TASK REQUIREMENTS
Reproduce the full listing below unchanged, apart from the pictures.

---*---

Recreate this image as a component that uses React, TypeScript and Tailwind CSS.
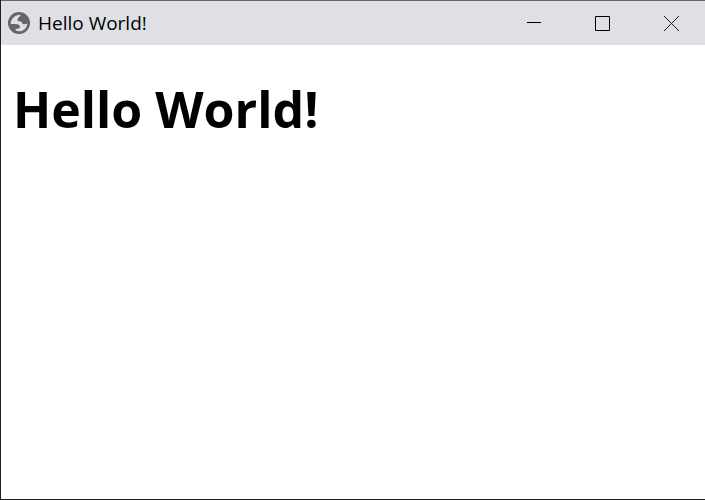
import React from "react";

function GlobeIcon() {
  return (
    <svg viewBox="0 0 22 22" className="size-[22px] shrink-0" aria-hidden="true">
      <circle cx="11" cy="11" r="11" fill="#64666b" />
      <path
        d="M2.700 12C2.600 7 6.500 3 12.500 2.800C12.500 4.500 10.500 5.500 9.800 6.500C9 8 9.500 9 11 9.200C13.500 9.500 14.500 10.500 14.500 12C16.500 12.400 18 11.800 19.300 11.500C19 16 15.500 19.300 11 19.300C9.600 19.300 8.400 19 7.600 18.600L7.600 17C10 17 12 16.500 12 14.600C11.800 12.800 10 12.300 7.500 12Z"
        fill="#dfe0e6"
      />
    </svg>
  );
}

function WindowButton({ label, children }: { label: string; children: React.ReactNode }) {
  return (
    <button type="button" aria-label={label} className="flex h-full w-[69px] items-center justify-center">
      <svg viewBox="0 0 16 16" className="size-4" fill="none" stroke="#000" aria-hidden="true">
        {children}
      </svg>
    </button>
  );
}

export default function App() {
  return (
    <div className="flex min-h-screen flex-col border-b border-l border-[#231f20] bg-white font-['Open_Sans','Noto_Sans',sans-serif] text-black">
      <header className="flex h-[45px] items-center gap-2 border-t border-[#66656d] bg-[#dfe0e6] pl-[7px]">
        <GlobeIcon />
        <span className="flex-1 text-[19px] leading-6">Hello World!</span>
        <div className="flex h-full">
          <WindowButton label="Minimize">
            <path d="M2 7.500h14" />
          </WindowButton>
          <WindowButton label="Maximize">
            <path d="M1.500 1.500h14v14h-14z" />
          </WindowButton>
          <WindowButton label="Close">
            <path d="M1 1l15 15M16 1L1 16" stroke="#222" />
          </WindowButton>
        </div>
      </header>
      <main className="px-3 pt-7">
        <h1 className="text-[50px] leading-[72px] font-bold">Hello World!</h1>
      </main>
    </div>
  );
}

---*---

WORKED ANSWER
Recreate this image as a component that uses React, TypeScript and Tailwind CSS.
import React from "react";

function GlobeIcon() {
  return (
    <svg viewBox="0 0 22 22" className="size-[22px] shrink-0" aria-hidden="true">
      <circle cx="11" cy="11" r="11" fill="#64666b" />
      <path
        d="M2.700 12C2.600 7 6.500 3 12.500 2.800C12.500 4.500 10.500 5.500 9.800 6.500C9 8 9.500 9 11 9.200C13.500 9.500 14.500 10.500 14.500 12C16.500 12.400 18 11.800 19.300 11.500C19 16 15.500 19.300 11 19.300C9.600 19.300 8.400 19 7.600 18.600L7.600 17C10 17 12 16.500 12 14.600C11.800 12.800 10 12.300 7.500 12Z"
        fill="#dfe0e6"
      />
    </svg>
  );
}

function WindowButton({ label, children }: { label: string; children: React.ReactNode }) {
  return (
    <button type="button" aria-label={label} className="flex h-full w-[69px] items-center justify-center">
      <svg viewBox="0 0 16 16" className="size-4" fill="none" stroke="#000" aria-hidden="true">
        {children}
      </svg>
    </button>
  );
}

export default function App() {
  return (
    <div className="flex min-h-screen flex-col border-b border-l border-[#231f20] bg-white font-['Open_Sans','Noto_Sans',sans-serif] text-black">
      <header className="flex h-[45px] items-center gap-2 border-t border-[#66656d] bg-[#dfe0e6] pl-[7px]">
        <GlobeIcon />
        <span className="flex-1 text-[19px] leading-6">Hello World!</span>
        <div className="flex h-full">
          <WindowButton label="Minimize">
            <path d="M2 7.500h14" />
          </WindowButton>
          <WindowButton label="Maximize">
            <path d="M1.500 1.500h14v14h-14z" />
          </WindowButton>
          <WindowButton label="Close">
            <path d="M1 1l15 15M16 1L1 16" stroke="#222" />
          </WindowButton>
        </div>
      </header>
      <main className="px-3 pt-7">
        <h1 className="text-[50px] leading-[72px] font-bold">Hello World!</h1>
      </main>
    </div>
  );
}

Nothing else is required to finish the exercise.